Vanilla Sky is even more blatant in its attempt to garner sympathy for unsympathetic characters. David Aames (Tom Cruise) starts the movie as a rich pretty boy whose inherited fortune has left him lazy in life and apathetic in his relationships. Granted, he is supposed to be unlikeable at the beginning, but by the end of the movie we are to believe he is a changed man, older and wiser, ready to pursue a new life. How that is possible when he spends the entire movie whining for a woman, a woman who actually drops him like a hot potato when a car accident disfigures him, is a mystery to me. David's best friend Brian (Jason Lee), and the would-be girlfriend Sofia (Penelope Cruz), are no prizes either. Brian acts like the typical fair-weather "best" friend, and Sofia's attitude when David attempts to relink with her certainly would have been enough for me to give up the chase. Despite that, the movie tries to convince you Brian and Sofia really did care for David, even if it took David's (apparent) death to make them realize it. Supposedly Brian was just resentful that David "stole" Sofia away from him, and supposedly Sofia just couldn't understand what David was going through after his accident disfigured him. Sorry, I don't buy any of it. Brian and Sofia come off as shallow, and even when the movie ends and David supposedly has learned to appreciate what life and happiness really are, to me he's still the whiny rich boy who took his toys and went home when he couldn't get what he wanted.

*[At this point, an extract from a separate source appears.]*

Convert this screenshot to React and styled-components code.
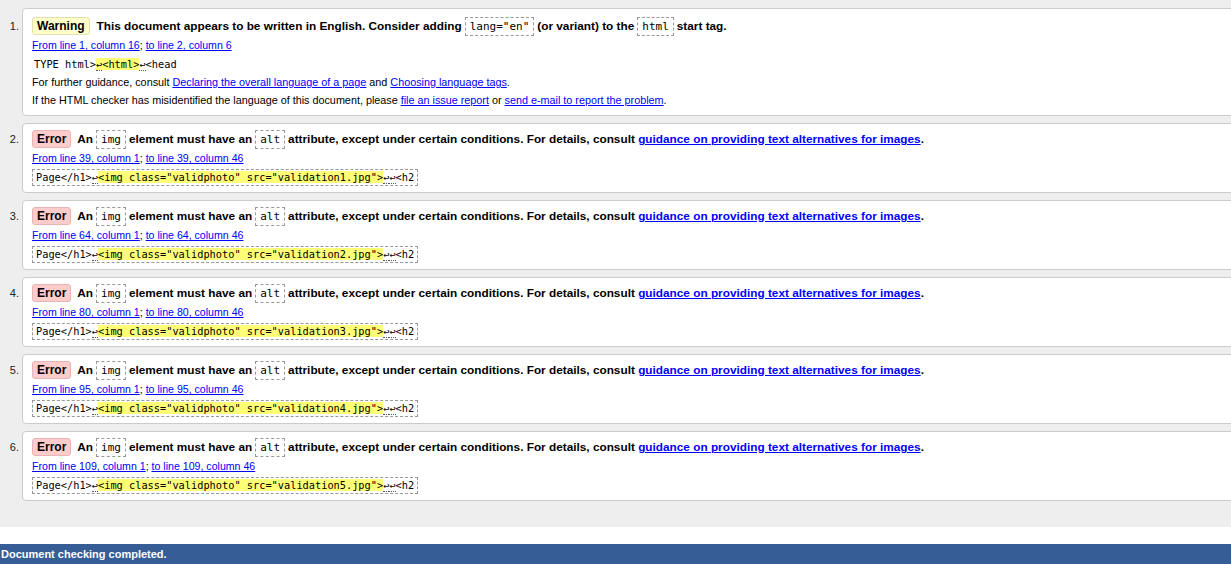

To be sure, Vanilla Sky does have a fair share of detractors for other reasons. Some people don't like Tom Cruise, and some people find Cameron Crowe a bit hypocritical when he pats himself on the back for creating a "mystical" movie that's "open to interpretation" which in reality spells everything out in the last ten minutes. The Filthy Critic sums up a lot of these other complaints much better than I can. The only thing more I can say is, suggesting the entire movie is really a dream is a lazy cop-out. Out-of-character behavior? Big gaping plot holes? Oh, no problem, it's all just a dream anyway! But, I digress...
Sideways is different in that the main characters (Paul Giamatti and Thomas Haden Church) really are supposed to be unsympathetic, and there is no intention of redeeming them. Some people (the Filthy Critic included) found this refreshing, and it certainly is different than what movies usually try to offer. However, I see plenty of people in real life down on their luck, full of self-pity, or just plain coasting through life with no interest and/or ability to better themselves, that I don't need a movie to remind me such people exist. Actually, at the very end of the movie, there is a suggestion that one of the main characters might find some redemption after all, but then we never get to see it happen. The Filthy Critic suggests that little bit is out of place with the rest of the movie, and I agree. If there is going to be a happy ending, show us the happy ending. Don't simply suggest there "might" be one. But ultimately, Sideways isn't interested in bettering its characters; it just wants to show the shenanigans such people get themselves into. That's all well and good, I guess, but it's not for me. Create some characters I actually want to root for, and I'm happy. Otherwise, I'll pass.